Simplifying a bit for clarity here: Let’s say I want a function that extracts non-word characters from a string, and use a regexp for that. Could look like this:
func essence(s string) string {
re := regexp.MustCompile(`\W`)
n := strings.ToLower(re.ReplaceAllString(s, ""))
return n
}
Is my understanding correct, that re will be compiled again and again each time the function is called? That would (at least for more complex regexps) be expensive.
Where would good developers define re?
In main()?
At package level (i.e. before main()?
Does the concept of closures come handy for this? (Not experienced in that.)

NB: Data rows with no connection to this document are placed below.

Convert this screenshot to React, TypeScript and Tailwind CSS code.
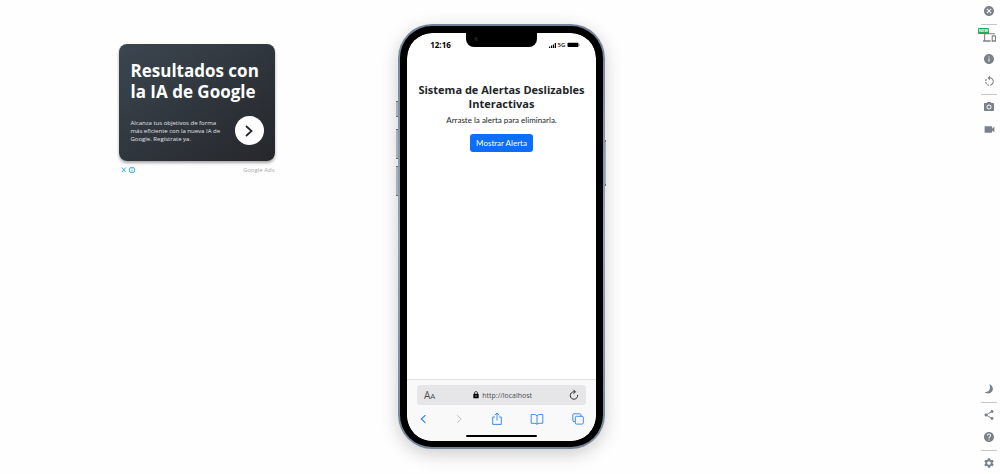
import type { ReactNode } from "react";
import {
  MdCancel,
  MdDevices,
  MdHelp,
  MdInfo,
  MdLock,
  MdPhotoCamera,
  MdRotateLeft,
  MdSettings,
  MdShare,
  MdVideocam,
} from "react-icons/md";

function ToolButton({ label, children }: { label: string; children: ReactNode }) {
  return (
    <button
      type="button"
      aria-label={label}
      className="relative flex size-[22px] items-center justify-center text-[#7b8189]"
    >
      {children}
    </button>
  );
}

function Divider() {
  return (
    <div className="flex h-1 w-4 items-center">
      <div className="h-px w-full bg-[#c6c8ca]" />
    </div>
  );
}

function Toolbar() {
  return (
    <aside className="flex flex-col items-center justify-between">
      <div className="flex flex-col items-center">
        <ToolButton label="Cerrar"><MdCancel size={12} /></ToolButton>
        <Divider />
        <ToolButton label="Dispositivos">
          <MdDevices size={13} />
          <span className="absolute top-[2px] left-0 h-[6px] w-[11px] rounded-[1px] bg-[#22ab58] text-center text-[4px] leading-[6px] font-bold text-white">
            NEW
          </span>
        </ToolButton>
        <ToolButton label="Información"><MdInfo size={12} /></ToolButton>
        <ToolButton label="Rotar"><MdRotateLeft size={13} /></ToolButton>
        <Divider />
        <ToolButton label="Captura"><MdPhotoCamera size={12} /></ToolButton>
        <ToolButton label="Grabar"><MdVideocam size={13} /></ToolButton>
      </div>
      <div className="flex flex-col items-center">
        <ToolButton label="Modo oscuro">
          <svg viewBox="0 0 10 10" className="size-[10px]" fill="currentColor">
            <path d="M5.2.3C9 1.6 9.8 5.2 8 7.6 6.2 10 2.6 10 .6 8 3.600 8.3 5.3 6.900 5.800 4.700 6.200 3 5.900 1.500 5.200.3z" />
          </svg>
        </ToolButton>
        <Divider />
        <ToolButton label="Compartir"><MdShare size={12} /></ToolButton>
        <ToolButton label="Ayuda"><MdHelp size={12} /></ToolButton>
        <Divider />
        <ToolButton label="Ajustes"><MdSettings size={12} /></ToolButton>
      </div>
    </aside>
  );
}

function Ad() {
  return (
    <section className="w-[156px] pt-11">
      <div className="flex h-[117px] flex-col justify-between rounded-lg bg-linear-to-br from-[#3c4650] via-[#30363d] to-[#25272b] pt-4 pr-[11px] pb-4 pl-3 text-white shadow-[0_2px_3px_rgba(0,0,0,0.35)]">
        <h2 className="text-[17px] leading-[21px] font-bold whitespace-nowrap">
          Resultados con
          <br />
          la IA de Google
        </h2>
        <div className="flex items-center justify-between">
          <p className="text-[6px] leading-[8px] whitespace-nowrap text-[#e2e4e6]">
            Alcanza tus objetivos de forma
            <br />
            más eficiente con la nueva IA de
            <br />
            Google. Regístrate ya.
          </p>
          <button
            type="button"
            aria-label="Abrir anuncio"
            className="flex size-[29px] items-center justify-center rounded-full bg-white"
          >
            <svg viewBox="0 0 12 14" className="h-[14px] w-3" fill="none" stroke="#24272b" strokeWidth="1.8">
              <path d="M3 2l5.5 5L3 12" />
            </svg>
          </button>
        </div>
      </div>
      <div className="flex items-center justify-between pt-1 pl-[2px]">
        <svg viewBox="0 0 16 8" className="h-2 w-4" fill="none" stroke="#2ba7dc" strokeWidth="0.9">
          <path d="M0.8 1.5l4 4.6M4.8 1.5l-4 4.6" />
          <circle cx="11" cy="4" r="2.8" />
          <path d="M11 3.6v2M11 2.1v.8" />
        </svg>
        <span className="text-[6px] leading-[10px] text-[#aaaaaa]">Google Ads</span>
      </div>
    </section>
  );
}

function StatusBar() {
  return (
    <div className="grid h-6 grid-cols-[1fr_71px_1fr] text-black">
      <span className="pl-2 text-center text-[8px] leading-6 font-bold">12:16</span>
      <div className="relative h-[14px] rounded-b-lg bg-black">
        <div className="absolute top-1 left-2 size-1 rounded-full bg-[#17191d]" />
      </div>
      <div className="flex items-center justify-center gap-[2px] pr-1">
        <svg viewBox="0 0 7 5" className="h-[5px] w-[7px]" fill="black">
          <path d="M0 3.5h1.2V5H0zM2 2.6h1.2V5H2zM3.9 1.4h1.2V5H3.9zM5.8 0H7v5H5.8z" />
        </svg>
        <span className="text-[6px] leading-6 font-semibold">5G</span>
        <svg viewBox="0 0 13 6" className="h-[6px] w-[13px]">
          <rect x="0.5" y="0.8" width="11" height="4.2" rx="1" fill="black" />
          <path d="M12.1 2v2q.7-.3.7-1t-.7-1" fill="#555" />
        </svg>
      </div>
    </div>
  );
}

function BrowserBar() {
  return (
    <div className="border-t border-[#dedfe0] bg-[#f9f9fa]">
      <div className="mx-[10px] mt-[5px] flex h-5 items-center justify-between rounded-[3px] bg-[#e6e6e8] px-[7px] text-[#4b4c4f]">
        <button type="button" className="text-[10px] leading-none">
          A<span className="text-[8px]">A</span>
        </button>
        <span className="flex items-center gap-[2px] text-[7px] leading-none">
          <MdLock size={8} className="text-black" />
          http://localhost
        </span>
        <button type="button" aria-label="Recargar">
          <svg viewBox="0 0 10 12" className="h-3 w-[10px]" fill="none" stroke="#292a2c" strokeWidth="1">
            <path d="M8.6 6A3.7 3.7 0 1 1 5 2.8h1" />
            <path d="M4.5.8l2 2-2 2" />
          </svg>
        </button>
      </div>
      <nav className="flex h-7 items-center justify-between px-3 text-[#2b7ff5]">
        <button type="button" aria-label="Atrás">
          <svg viewBox="0 0 8 12" className="h-3 w-2" fill="none" stroke="currentColor" strokeWidth="1.1">
            <path d="M6.5 2.2L2.3 6l4.2 3.8" />
          </svg>
        </button>
        <button type="button" aria-label="Adelante" className="text-[#c5c6c9]">
          <svg viewBox="0 0 8 12" className="h-3 w-2" fill="none" stroke="currentColor" strokeWidth="1">
            <path d="M2 2.2L6.2 6 2 9.8" />
          </svg>
        </button>
        <button type="button" aria-label="Compartir página">
          <svg viewBox="0 0 12 14" className="h-[14px] w-3" fill="none" stroke="currentColor" strokeWidth="0.9">
            <path d="M4 5H1.7v7.4h8.6V5H8M6 8.5V1M3.8 3.2L6 1l2.2 2.2" />
          </svg>
        </button>
        <button type="button" aria-label="Marcadores">
          <svg viewBox="0 0 14 12" className="h-3 w-[14px]" fill="none" stroke="currentColor" strokeWidth="0.9">
            <path d="M7 2.8Q6 1.5 4.2 1.5H1.2v8.8h3.4q1.6 0 2.4 1 .8-1 2.4-1h3.4V1.5h-3Q8 1.5 7 2.8zM7 2.8v8.5" />
          </svg>
        </button>
        <button type="button" aria-label="Pestañas">
          <svg viewBox="0 0 12 12" className="h-3 w-3" fill="none" stroke="currentColor" strokeWidth="0.9">
            <rect x="3.3" y="3.3" width="8" height="7.8" rx="1.2" />
            <path d="M3.2 8.6H2q-1.2 0-1.2-1.2V2Q.8.8 2 .8h5.8Q9 .8 9 2v1.2" />
          </svg>
        </button>
      </nav>
      <div className="mx-auto mt-[2px] mb-1 h-[2px] w-[71px] rounded-full bg-black" />
    </div>
  );
}

function Phone() {
  return (
    <div className="relative flex w-[207px] rounded-[34px] bg-linear-to-b from-[#76849a] via-[#93a3b4] to-[#76849a] p-[2px] shadow-[0_5px_18px_rgba(0,0,0,0.2)]">
      <div className="absolute top-[77px] -left-[2px] h-4 w-[2px] border-y border-[#666b72] bg-[#a8b2bd]" />
      <div className="absolute top-[105px] -left-[2px] h-[30px] w-[2px] border-y border-[#666b72] bg-[#a8b2bd]" />
      <div className="absolute top-[142px] -left-[2px] h-[30px] w-[2px] border-y border-[#666b72] bg-[#a8b2bd]" />
      <div className="absolute top-[116px] -right-[1px] h-[46px] w-px border-y-2 border-[#666b72] bg-[#a8b2bd]" />
      <div className="flex flex-1 flex-col overflow-hidden rounded-[32px] border-[7px] border-b-[6px] border-black bg-black">
        <div className="flex flex-1 flex-col overflow-hidden rounded-[25px] bg-white">
          <StatusBar />
          <main className="flex flex-1 flex-col items-center pt-[26px] text-center text-[#212529]">
            <h1 className="text-[11px] leading-[14px] font-bold whitespace-nowrap">
              Sistema de Alertas Deslizables
              <br />
              Interactivas
            </h1>
            <p className="mt-[3px] font-['Lato','Open_Sans',sans-serif] text-[8px] leading-[12px]">
              Arraste la alerta para eliminarla.
            </p>
            <button
              type="button"
              className="mt-2 rounded-[3px] bg-[#0d6efd] px-[6px] py-[3px] font-['Lato','Open_Sans',sans-serif] text-[8px] leading-[12px] text-white"
            >
              Mostrar Alerta
            </button>
          </main>
          <BrowserBar />
        </div>
      </div>
    </div>
  );
}

export default function App() {
  return (
    <div className="grid min-h-screen grid-cols-[1fr_auto_1fr] bg-[#fefefe] pl-[3px] font-['Open_Sans',sans-serif]">
      <div className="flex items-start justify-center pr-2">
        <Ad />
      </div>
      <div className="flex pt-6 pb-[25px]">
        <Phone />
      </div>
      <div className="flex justify-end">
        <Toolbar />
      </div>
    </div>
  );
}
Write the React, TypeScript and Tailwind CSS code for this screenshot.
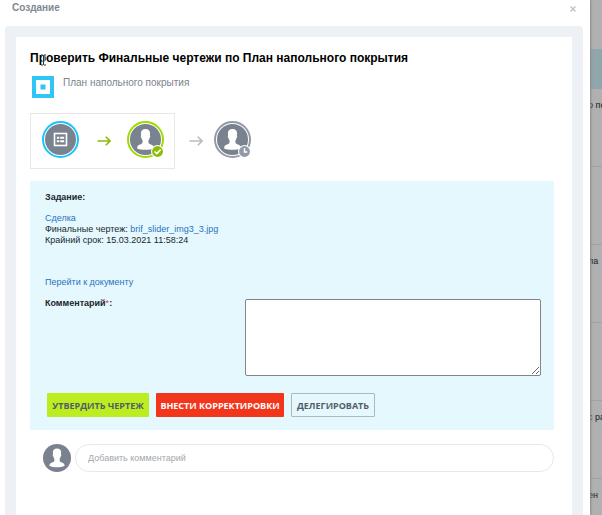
import { useState } from "react";

const FONT = "font-['Liberation_Sans',Arial,sans-serif]";

const PersonIcon = ({ className }: { className: string }) => (
  <svg viewBox="0 0 36 36" className={className} aria-hidden="true">
    <circle cx="18" cy="18" r="18" fill="#79828e" />
    <path
      fill="#fff"
      d="M18 5.800C14.500 5.800 12.600 7.800 12.700 10.600L12.900 13.400C12.200 13.800 12.400 15.800 13.300 16.200C13.600 17.600 14 18.500 14.600 19.200V21.600C14.600 22.700 13.500 23.200 11.800 23.800C9.600 24.600 8.600 25.400 8.400 27L8.300 28.400C11 29.600 14.400 30 18 30S25 29.600 27.700 28.400L27.600 27C27.400 25.400 26.400 24.600 24.200 23.800C22.500 23.200 21.400 22.700 21.400 21.600V19.200C22 18.500 22.400 17.600 22.700 16.200C23.600 15.800 23.800 13.800 23.100 13.400L23.300 10.600C23.400 7.800 21.500 5.800 18 5.800Z"
    />
  </svg>
);

const FormIcon = () => (
  <svg viewBox="0 0 31 31" className="size-[31px]" aria-hidden="true">
    <circle cx="15.500" cy="15.500" r="15.500" fill="#79828e" />
    <rect x="9.500" y="9.500" width="12" height="12" fill="none" stroke="#fff" strokeWidth="1.600" />
    <path d="M11.800 13.800h2.500M11.800 17.200h2.500M15.200 13.800h4M15.200 17.200h4" stroke="#fff" strokeWidth="2" />
  </svg>
);

const Arrow = ({ className }: { className: string }) => (
  <svg viewBox="0 0 14 10" className={className} fill="none" stroke="currentColor" strokeWidth="1.600" aria-hidden="true">
    <path d="M0.500 5h12.500M8.800 0.800 13 5 8.800 9.200" />
  </svg>
);

const CheckBadge = () => (
  <svg viewBox="0 0 12 12" className="absolute -right-[2px] -bottom-[2px] size-[13px]" aria-hidden="true">
    <circle cx="6" cy="6" r="6" fill="#fff" />
    <circle cx="6" cy="6" r="5" fill="#8ebc06" />
    <path d="M3.300 6 5.300 7.900 8.900 4.300" fill="none" stroke="#fff" strokeWidth="1.500" />
  </svg>
);

const ClockBadge = () => (
  <svg viewBox="0 0 12 12" className="absolute -right-[2px] -bottom-[2px] size-[13px]" aria-hidden="true">
    <circle cx="6" cy="6" r="6" fill="#fff" />
    <circle cx="6" cy="6" r="5" fill="#929aa6" />
    <path d="M6 3v3.400h2.600" fill="none" stroke="#fff" strokeWidth="1.300" />
  </svg>
);

const listRows = ["о пе", "", "ла", "", "с ра"];

const App = () => {
  const [comment, setComment] = useState("");
  const [reply, setReply] = useState("");

  return (
    <div className={`flex h-screen overflow-hidden bg-[#b0b0b0] text-[#20262c] ${FONT}`}>
      {/* Slider */}
      <main className="relative z-10 flex min-w-0 flex-1 flex-col bg-white pr-[7px] pl-[5px] shadow-[1px_0_2px_#8a8a8a]">
        <header className="flex h-[26px] shrink-0 items-start justify-between pr-[7px] pl-[7px]">
          <h2 className="pt-px text-[10px] leading-[14px] font-bold text-[#7f8892]">Создание</h2>
          <button type="button" aria-label="Закрыть" className="pt-[6px] text-[#c4c4c4]">
            <svg viewBox="0 0 6 6" className="size-[6px]" stroke="currentColor" strokeWidth="1.500">
              <path d="M.5.5l5 5M5.500.5l-5 5" />
            </svg>
          </button>
        </header>

        <div className="flex flex-1 flex-col rounded-t-sm bg-[#edf1f5] px-[11px] pt-[11px]">
          <section className="flex-1 bg-white pt-[13px] pr-[18px] pl-[14px]">
            <div className="relative">
              <h1 className="text-[12px] leading-4 font-bold whitespace-nowrap text-black">
                Проверить Финальные чертежи по План напольного покрытия
              </h1>
              {/* Text cursor */}
              <svg viewBox="0 0 7 12" className="absolute top-1 left-[10px] h-3 w-[7px]" fill="none" aria-hidden="true">
                <path d="M3.500 1.500v9" stroke="#fff" strokeWidth="2" />
                <path d="M1 1h2l.5.5.5-.5h2M1 11h2l.5-.5.500.5h2M3.500 1.500v9" stroke="#333" strokeWidth="1" />
              </svg>
            </div>

            <div className="mt-[10px] flex items-start gap-[9px] pl-[2px]">
              <svg viewBox="0 0 22 22" className="size-[22px]" aria-hidden="true">
                <rect x="2" y="2" width="18" height="18" fill="#fff" stroke="#2fc6f6" strokeWidth="4" />
                <rect x="8.500" y="8.500" width="5" height="5" fill="#2fc6f6" />
              </svg>
              <p className="text-[10px] leading-[14px] text-[#7b838c]">План напольного покрытия</p>
            </div>

            {/* Workflow steps */}
            <div className="mt-[15px] flex h-14 items-center">
              <div className="flex h-14 w-[145px] items-start border border-[#e8e8e8] pt-[7px] pl-[11px]">
                <div className="flex size-[37px] items-center justify-center rounded-full border-2 border-[#1cc3fb]">
                  <FormIcon />
                </div>
                <Arrow className="mr-4 ml-[18px] mt-[15px] h-[10px] w-[14px] text-[#8ebc06]" />
                <div className="relative flex size-[37px] items-center justify-center rounded-full border-2 border-[#9ddb02]">
                  <PersonIcon className="size-[31px]" />
                  <CheckBadge />
                </div>
              </div>
              <div className="flex h-14 items-start pt-2">
                <Arrow className="mr-[11px] ml-[14px] mt-[15px] h-[10px] w-[14px] text-[#b9bcc2]" />
                <div className="relative flex size-[37px] items-center justify-center rounded-full border-2 border-[#929aa6]">
                  <PersonIcon className="size-[31px]" />
                  <ClockBadge />
                </div>
              </div>
            </div>

            {/* Task */}
            <form
              className="mt-3 bg-[#e5f8fe] pt-[11px] pr-[13px] pb-[13px] pl-[15px] text-[9px] leading-[11px]"
              onSubmit={(e) => e.preventDefault()}
            >
              <h3 className="font-bold">Задание:</h3>
              <div className="mt-[10px]">
                <a href="#deal" className="text-[#2a72be]">Сделка</a>
                <p>
                  Финальные чертеж: <a href="#file" className="text-[#2a72be]">brif_slider_img3_3.jpg</a>
                </p>
                <p>Крайний срок: 15.03.2021 11:58:24</p>
              </div>
              <a href="#document" className="mt-[31px] block text-[#2a72be]">Перейти к документу</a>

              <div className="mt-[11px] flex items-start">
                <label htmlFor="comment" className="w-[200px] shrink-0 font-bold leading-[9px]">
                  Комментарий<span className="font-normal text-red-500">*</span>:
                </label>
                <textarea
                  id="comment"
                  value={comment}
                  onChange={(e) => setComment(e.target.value)}
                  className="block h-[77px] min-w-0 flex-1 rounded-[2px] border border-[#858585] bg-white p-1"
                />
              </div>

              <div className="mt-[17px] flex gap-[7px] pl-[2px] font-['Open_Sans',sans-serif] font-bold whitespace-nowrap">
                <button type="submit" className="h-6 w-[102px] rounded-[1px] bg-[#bbed21] text-[#535c69]">
                  УТВЕРДИТЬ ЧЕРТЕЖ
                </button>
                <button type="button" className="h-6 w-32 rounded-[1px] bg-[#f1361b] text-white">
                  ВНЕСТИ КОРРЕКТИРОВКИ
                </button>
                <button type="button" className="h-6 w-[84px] rounded-[1px] border border-[#adb8bf] text-[#535c69]">
                  ДЕЛЕГИРОВАТЬ
                </button>
              </div>
            </form>

            <div className="mt-[14px] flex items-center gap-1 pl-[13px]">
              <PersonIcon className="size-7 shrink-0" />
              <input
                type="text"
                aria-label="Добавить комментарий"
                placeholder="Добавить комментарий"
                value={reply}
                onChange={(e) => setReply(e.target.value)}
                className="h-7 min-w-0 flex-1 rounded-full border border-[#e6e8ea] px-3 text-[9px] placeholder:text-[#a3a8ae]"
              />
            </div>
          </section>
        </div>
      </main>

      {/* Dimmed list behind the slider */}
      <aside className="-ml-[2px] w-[14px] shrink-0 overflow-hidden text-[9px] leading-3 whitespace-nowrap text-[#222]">
        <div className="h-[49px]" />
        <div className="h-10 bg-[#91a5ac]" />
        {listRows.map((text, i) => (
          <div key={i} className="h-[78px] border-b border-[#a2a2a2] pt-[10px]">
            {text}
          </div>
        ))}
        <div className="pt-[10px]">ен</div>
      </aside>
    </div>
  );
};

export default App;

I know, there is more than one way to do it, but what is elegant and best maintainable?
Thanks for any smart hints.
First off: I always think it’s important to benchmark things to see just how slow they are (and Go has great tooling to make it easy and this is a big part of Go culture IMO). So let’s benchmark it:
package main
import (
"regexp"
"strings"
"testing"
)
var n string
func BenchmarkMyFunction(b *testing.B) {
for i := 0; i < b.N; i++ {
re := regexp.MustCompile(`\W`)
n = strings.ToLower(re.ReplaceAllString(" the string ", ""))
}
}
func BenchmarkSingleCompile(b *testing.B) {
b.StopTimer()
re := regexp.MustCompile(`\W`)
b.StartTimer()
for i := 0; i < b.N; i++ {
n = strings.ToLower(re.ReplaceAllString(" the string ", ""))
}
}
Which produces this:
cpu: Apple M4
BenchmarkMyFunction-10 2152874 527.1 ns/op 935 B/op 16 allocs/op
BenchmarkSingleCompile-10 4599074 257.4 ns/op 56 B/op 4 allocs/op
So - it’s slower to just keep compiling the regular expression, but my laptop can crank it out in 527 ns per op. That’s 0.000527 milliseconds. Do things add up and it it important to write performant code? Yes. But it is likely you will have other, larger fish to fry in terms of performance. Unless you are calling this in a tight loop, it’s unlikely to matter much.
That said, I think this is a situation where a private global variable is fine. Even idiomatic if you look at the stdlib and other heavy-hitters from the ecosystem. Here are some examples:
So - my opinion is go with something like this:
// findNonWord is a regex to find non-word characters.
var findNonWord = regexp.MustCompile(`\W`)
// essence returns a lower-case version of `s` with all
// non-word characters removed.
func essence(s string) string {
n := strings.ToLower(findNonWord.ReplaceAllString(s, ""))
return n
}
1 Like
Thank you very much; also for the testing / benchmarking bycatch.
I know that, even with a more complex regex and many calls to my function it will not make a serious difference in overall performance, but as prefer to be consistent / clean, I will avoid compiling the regexp again an again and make the regexp global within the package.
At the moment I am wondering if it would make sense to make such a regexp a (package) constant…